The immediate effect of the Garrett decision is fairly limited. It applies only to ADA Title I (employment discrimination) lawsuits filed by individuals against states. It does not effect Title I lawsuits filed by individuals against private companies, or against local governmental entities (counties or municipalities). It also does not apply to lawsuits filed by the Equal Employment Opportunity Commission (EEOC), the federal agency with authority to enforce Title I of the ADA.
Persons with mental illnesses who feel that they have been the victims of employment discrimination by the state still have options available to them. One option is to seek redress under state laws protecting the rights of persons with disabilities in employment. You can obtain information about these laws from your state's protection and advocacy agency.
A second option is to file a complaint with the EEOC (or the state or local agency that has been designated to enforce Title I of the ADA). However, due to lack of resources, the EEOC directly files lawsuits in behalf of claimants in a very small percentage of cases that come before it.
Third, while Garrett has eliminated the availability of monetary damages as a remedy for discrimination, the Supreme Court noted that injunctive relief is still available to individuals who file federal lawsuits against states under Title I. This could include Court orders directing employers to cease discriminatory actions (including reinstatement of employment) and possibly back pay (i.e. reimbursement of salary lost due to discrimination) under certain circumstances.
Finally, consumer and family advocates should continue their efforts to promote employment opportunities for persons with mental illnesses in state governments, as well as other segments of the employment community. In recent years, a number of states have engaged in affirmative steps to provide meaningful employment opportunities for consumers. For example, the Ohio state mental health agency has called for a "five-fold increase in consumer employment in the next five years." NAMI believes that all state mental health agencies should set similar employment targets. And, employment opportunities should be created in other agencies within state governments as well.
See NAMI E-News Vol. 01-27, "NAMI Calls on State Agencies to Employ Consumers" (October 3, 2000) for more information on strategies to promote employment opportunities for persons with mental illnesses. http://www2.nami.org/pressroom/001002.html
Potential Threats to Title II of the ADA
There are concerns that the Supreme Court's reasoning in Garrett could be applied in the future to cases filed under Title II of the ADA. Title II prohibits discrimination in the provision of (non-employment) services by state and local governments.
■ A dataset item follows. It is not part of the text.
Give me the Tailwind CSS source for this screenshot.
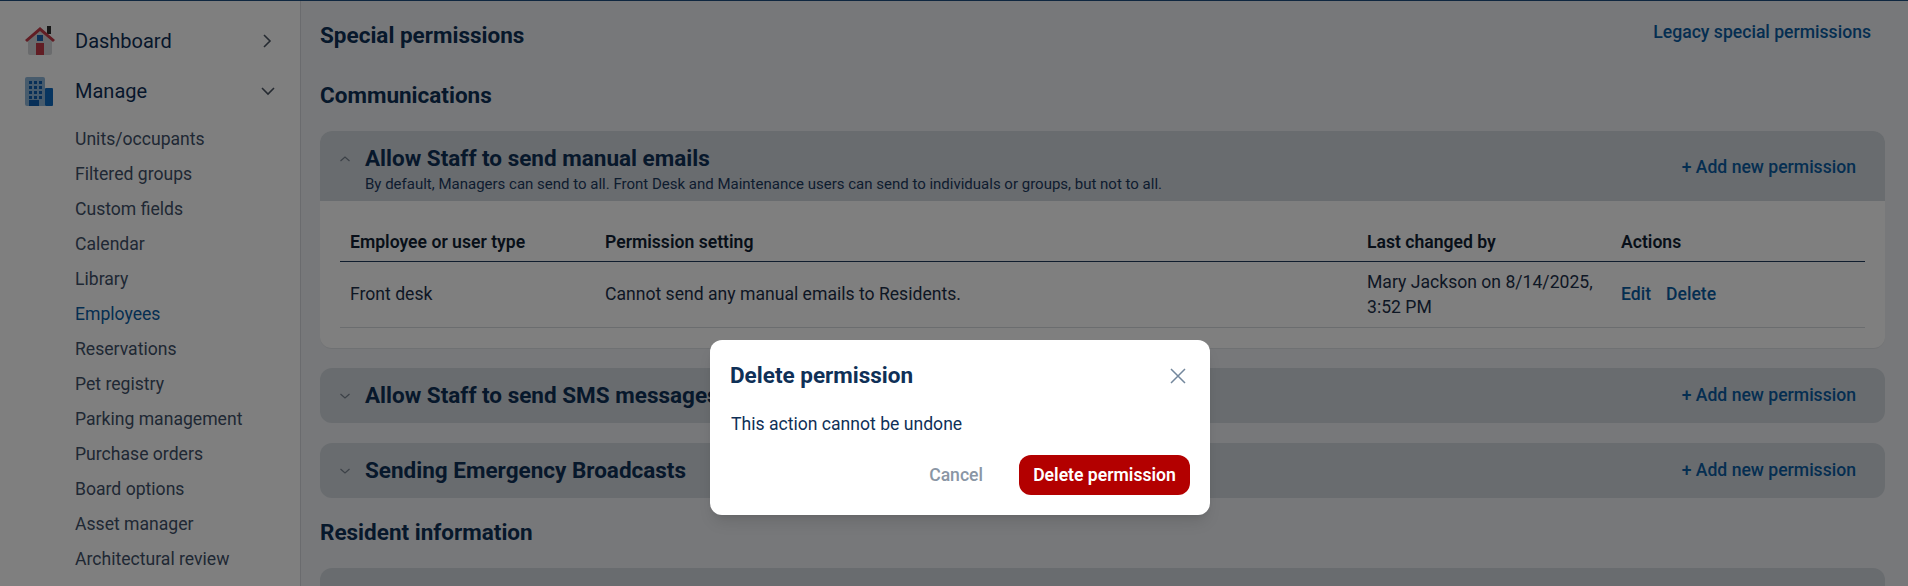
<!DOCTYPE html>
<html>
<head>
<meta charset="utf-8">
<script src="https://cdn.jsdelivr.net/npm/@tailwindcss/browser@4"></script>
</head>
<body class="h-[586px] overflow-hidden font-['Roboto',sans-serif] text-[#0f2f57] bg-[#eef0f4]">
<div class="relative h-[586px] overflow-hidden">
  <div class="h-px bg-[#1f4f80]"></div>
  <div class="flex h-[585px]">
    <aside class="w-[301px] shrink-0 bg-white border-r border-[#d4d7dc] pl-[24px] pr-[24px]">
      <div class="flex items-center h-[50px] mt-[15px]">
        <svg class="w-[32px] h-[32px] shrink-0" viewBox="0 0 32 32"><rect x="23" y="1" width="4" height="8" fill="#2e2e2e"/><path d="M4 14 16 4l12 10v14a2 2 0 0 1-2 2H6a2 2 0 0 1-2-2z" fill="#d5d7da"/><path d="M1 15 16 2l15 13-2 2L16 6 3 17z" fill="#c23a48"/><rect x="13" y="10" width="6" height="6" fill="#1c63b0"/><rect x="12" y="18" width="8" height="12" fill="#c23a48"/></svg>
        <span class="ml-[19px] text-[20px] flex-1">Dashboard</span>
        <svg class="w-[16px] h-[16px] mr-[1px] text-[#4b5563]" viewBox="0 0 16 16" fill="none" stroke="currentColor" stroke-width="1.6"><path d="m5 2 6 6-6 6"/></svg>
      </div>
      <div class="flex items-center h-[50px]">
        <svg class="w-[32px] h-[32px] shrink-0" viewBox="0 0 32 32"><path d="M1 4a2 2 0 0 1 2-2h16a2 2 0 0 1 2 2v27H3a2 2 0 0 1-2-2z" fill="#8fb6d8"/><rect x="21" y="13" width="8" height="18" rx="1" fill="#0f6bc0"/><rect x="5" y="25" width="10" height="6" fill="#0f5fb0"/><g fill="#0f5fb0"><rect x="5" y="6" width="3" height="3"/><rect x="10" y="6" width="3" height="3"/><rect x="15" y="6" width="3" height="3"/><rect x="5" y="11" width="3" height="3"/><rect x="10" y="11" width="3" height="3"/><rect x="15" y="11" width="3" height="3"/><rect x="5" y="16" width="3" height="3"/><rect x="10" y="16" width="3" height="3"/><rect x="15" y="16" width="3" height="3"/><rect x="5" y="21" width="3" height="3"/><rect x="10" y="21" width="3" height="3"/><rect x="15" y="21" width="3" height="3"/></g></svg>
        <span class="ml-[19px] text-[20px] flex-1">Manage</span>
        <svg class="w-[16px] h-[16px] text-[#4b5563]" viewBox="0 0 16 16" fill="none" stroke="currentColor" stroke-width="1.6"><path d="m2 5 6 6 6-6"/></svg>
      </div>
      <nav class="mt-[6px] pl-[51px] flex flex-col text-[17.6px] leading-[35px] text-[#3f5068]">
        <a>Units/occupants</a><a>Filtered groups</a><a>Custom fields</a><a>Calendar</a><a>Library</a><a class="text-[#0a5da3]">Employees</a><a>Reservations</a><a>Pet registry</a><a>Parking management</a><a>Purchase orders</a><a>Board options</a><a>Asset manager</a><a>Architectural review</a>
      </nav>
    </aside>
    <main class="flex-1 pl-[19px] pr-[23px] min-w-0">
      <div class="flex justify-between items-start h-[80px] pt-[18px]">
        <h2 class="text-[22.5px] leading-[32px] font-bold text-[#0f3057]">Special permissions</h2>
        <a class="text-[17.6px] leading-[28px] font-medium text-[#0a5da3] -mt-[1px] mr-[14px]">Legacy special permissions</a>
      </div>
      <h2 class="text-[22.5px] leading-[28px] font-bold text-[#0f3057]">Communications</h2>
      <section class="mt-[22px] rounded-[12px] bg-white border-b border-[#dfe2e6] overflow-hidden h-[218px]">
        <header class="h-[70px] bg-[#d2d8de] flex items-start pl-[20px] pr-[29px] pt-[13px]">
          <svg class="w-[10px] h-[10px] mt-[10px] mr-[15px] text-[#77828f]" viewBox="0 0 10 10" fill="none" stroke="currentColor" stroke-width="1.2"><path d="m0.5 7 4.5-4 4.5 4"/></svg>
          <div class="flex-1">
            <div class="text-[22.5px] leading-[28px] font-bold text-[#0f3057]">Allow Staff to send manual emails</div>
            <div class="text-[15px] leading-[20px] mt-[2px] text-[#1c3a5e]">By default, Managers can send to all. Front Desk and Maintenance users can send to individuals or groups, but not to all.</div>
          </div>
          <a class="text-[17.6px] leading-[28px] mt-[9px] font-medium text-[#0a5da3]">+ Add new permission</a>
        </header>
        <div class="mx-[20px]">
          <div class="grid grid-cols-[255px_762px_254px_253px] border-b border-[#1f3a5c] h-[61px] items-end pb-[7px] text-[17.6px] font-semibold leading-[24px] text-[#111f33]">
            <div class="pl-[10px]">Employee or user type</div><div class="pl-[10px]">Permission setting</div><div class="pl-[10px]">Last changed by</div><div class="pl-[10px]">Actions</div>
          </div>
          <div class="grid grid-cols-[255px_762px_254px_253px] border-b border-[#d7dade] h-[66px] items-center text-[17.6px] leading-[25px] text-[#1c2f49]">
            <div class="pl-[10px]">Front desk</div><div class="pl-[10px]">Cannot send any manual emails to Residents.</div><div class="px-[10px]">Mary Jackson on 8/14/2025, 3:52 PM</div>
            <div class="pl-[10px] flex gap-[15px] font-medium text-[#0a5da3]"><a>Edit</a><a>Delete</a></div>
          </div>
        </div>
      </section>
      <section class="mt-[19px] h-[55px] rounded-[12px] bg-[#d2d8de] flex items-center pl-[20px] pr-[29px]">
        <svg class="w-[10px] h-[10px] mr-[15px] text-[#77828f]" viewBox="0 0 10 10" fill="none" stroke="currentColor" stroke-width="1.2"><path d="m0.5 3 4.5 4 4.5-4"/></svg>
        <div class="flex-1 text-[22.5px] font-bold text-[#0f3057]">Allow Staff to send SMS messages</div>
        <a class="text-[17.6px] font-medium text-[#0a5da3]">+ Add new permission</a>
      </section>
      <section class="mt-[20px] h-[55px] rounded-[12px] bg-[#d2d8de] flex items-center pl-[20px] pr-[29px]">
        <svg class="w-[10px] h-[10px] mr-[15px] text-[#77828f]" viewBox="0 0 10 10" fill="none" stroke="currentColor" stroke-width="1.2"><path d="m0.5 3 4.5 4 4.5-4"/></svg>
        <div class="flex-1 text-[22.5px] font-bold text-[#0f3057]">Sending Emergency Broadcasts</div>
        <a class="text-[17.6px] font-medium text-[#0a5da3]">+ Add new permission</a>
      </section>
      <h2 class="text-[22.5px] leading-[28px] font-bold text-[#0f3057] mt-[20px]">Resident information</h2>
      <section class="mt-[22px] h-[55px] rounded-[12px] bg-[#d2d8de] flex items-center pl-[20px] pr-[29px]">
        <svg class="w-[10px] h-[10px] mr-[15px] text-[#77828f]" viewBox="0 0 10 10" fill="none" stroke="currentColor" stroke-width="1.2"><path d="m0.5 3 4.5 4 4.5-4"/></svg>
        <div class="flex-1 text-[22.5px] font-bold text-[#0f3057]">Allow Staff to view Resident personal</div>
      </section>
    </main>
  </div>
  <div class="absolute inset-0 bg-black/50"></div>
  <div class="absolute left-[710px] top-[340px] w-[500px] h-[175px] rounded-[12px] bg-white shadow-lg px-[20px] pt-[20px]">
    <div class="flex justify-between items-center h-[32px]">
      <h3 class="text-[22.5px] font-bold text-[#0f3057]">Delete permission</h3>
      <svg class="w-[16px] h-[16px] mr-[4px] text-[#73879c]" viewBox="0 0 16 16" fill="none" stroke="currentColor" stroke-width="1.5"><path d="m1 1 14 14M15 1 1 15"/></svg>
    </div>
    <p class="text-[17.6px] leading-[24px] mt-[20px] ml-px text-[#0f3057]">This action cannot be undone</p>
    <div class="flex justify-end items-center mt-[19px]">
      <button class="text-[17.6px] font-medium text-[#8a96a5] mr-[36px]">Cancel</button>
      <button class="h-[40px] w-[171px] rounded-[12px] bg-[#b30000] text-white text-[17.6px] font-semibold">Delete permission</button>
    </div>
  </div>
</div>
</body>
</html>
This section of the ADA is very important to people with mental illnesses because it intended to remedy discriminatory policies or practices by state or local governments.
The Supreme Court has issued several important decisions in the past few years under this section of the ADA. For example, in L.C. v. Olmstead, 119 S.Ct 2176 (1999), the Supreme Court held that Title II requires states to provide services to institutionalized individuals with disabilities in the most integrated setting appropriate to their needs. This decision applies not only to individuals who are currently institutionalized but very possibly to individuals who are at risk of institutionalization if they don't receive appropriate treatment and services. And, in Pennsylvania Department of Corrections v. Yeskey, 118 S. Ct 1952 (1998), the Supreme Court held that the non-discrimination requirements of Title II apply to inmates with disabilities in local and state jails and prisons.
There are several Eleventh Amendment challenges to Title II pending in lower federal Courts that could eventually reach the Supreme Court. Were the Supreme Court to apply its rationale in Garrett to Title II, this could spell the demise of important cases like Olmstead and Yeskey. NAMI is working in coalition with other advocacy organizations for persons with disabilities to minimize the negative short and long-term impacts of the Garrett decision. NAMI will keep readers apprised of further developments.